それまで変わること無く輝いていた太陽が、その一瞬(太陽にすれば一瞬、それは数年にも数十年にも及ぶかも)だけ牙を向く兆候を見せる。

しかし、その数時間後に太陽黒点は正常な数値になり、通常の輝きを取り戻した太陽はいつもの優しい顔を見せる。

御子は、その翌日、声明を発表する。


「この星の子らよ。空の彼方の偉大なる存在により太陽も安定化しました。もう全て終わりました、安心して下さい。そして偉大なる存在からの言葉として今回、私達が使った船や機材のデータを全て公開します。この団体も解散しますが、これは、この星が次の文明段階、宇宙文明へと向かう基礎となるためです。私も、これにて、この星を去ります。これからは、あなた達が、この星を見守るのですよ……」


そこまで言うと御子と呼ばれる少女はキラキラと輝く光に包まれ、その場から消え去った。

慌てた教団員たちが、あとの3名を探すと、そこには一枚のデータチップだけが置かれていて、3名の姿は無かったと言われている。


データチップにあった様々なもの、特に宇宙航行すら可能な球形船のデータと、それに必要なエンジンとエネルギー炉の設計図と理論は、あまりに時代を超越しすぎていて、それが解読されて試作宇宙船が誕生したのは、それから数十年後にもなった。

ただし、それから星系内に宇宙船が飛び交うまでには、それほど時間はかからなかったそうで。

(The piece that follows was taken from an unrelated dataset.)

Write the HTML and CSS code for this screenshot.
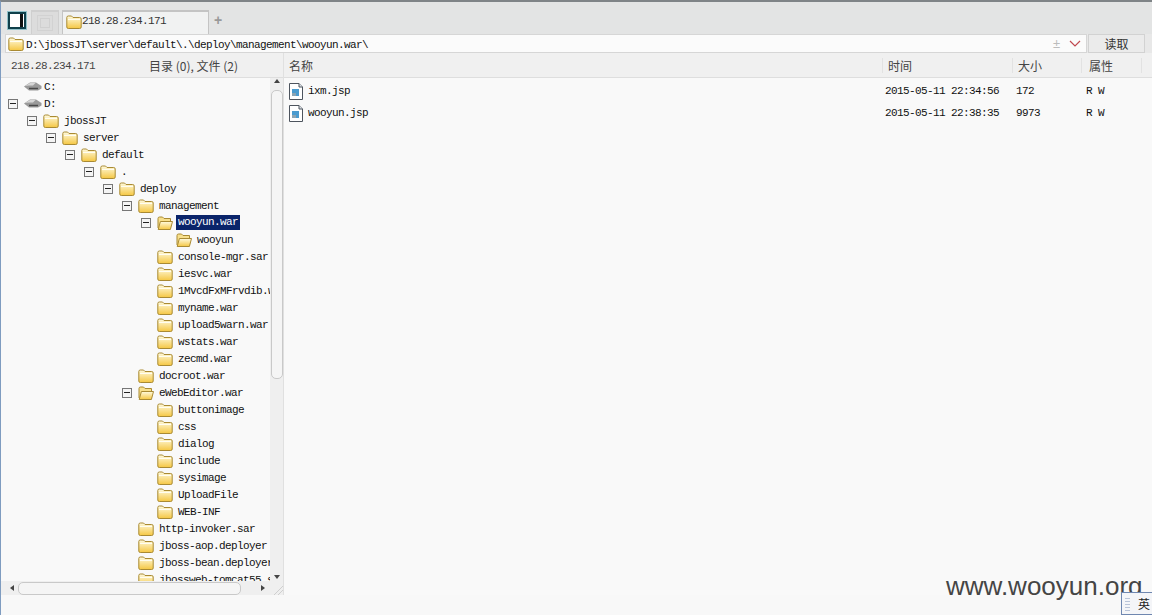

この若い宇宙文明に、もう一つの秘密、跳躍航法の理論とエンジンのロック解除の栄誉が与えられるのは、いつのこととなろうか……

それこそ、神ならぬ身に分かろうはずもない……


「あーっ!久々に別の姿になりました!大人の姿ってのも良いものですね。たまには大人の姿になりましょうか?キャプテン」


「やめてくれ、ころころと変身しまくると誰が誰やら混乱する!しかし、エッタ、今回はご苦労さま。ライムとのコンビで働いてもらったけど、うまく行ったな」


「私は本来、ご主人様のような方にお仕えするのが通常任務なんですけど。ご主人様やゴウさんのコピーを使ってみましたが、けっこう面白い生活でしたわ、御子って」


「俺のコピー人間とはね。師匠と俺がガルガンチュアに居残りするって決まった時には、どうなるかと思ったけど、あの星、大丈夫ですかね?」


「太陽の不安定化は太陽制御装置を打ち込んであるから大丈夫だとしても問題は国家間か……惑星統一国家になるのは、いつになるかねぇ……データチップを渡すのは早すぎたかなぁ」


巨大なる合体宇宙船は今日も宇宙を旅する。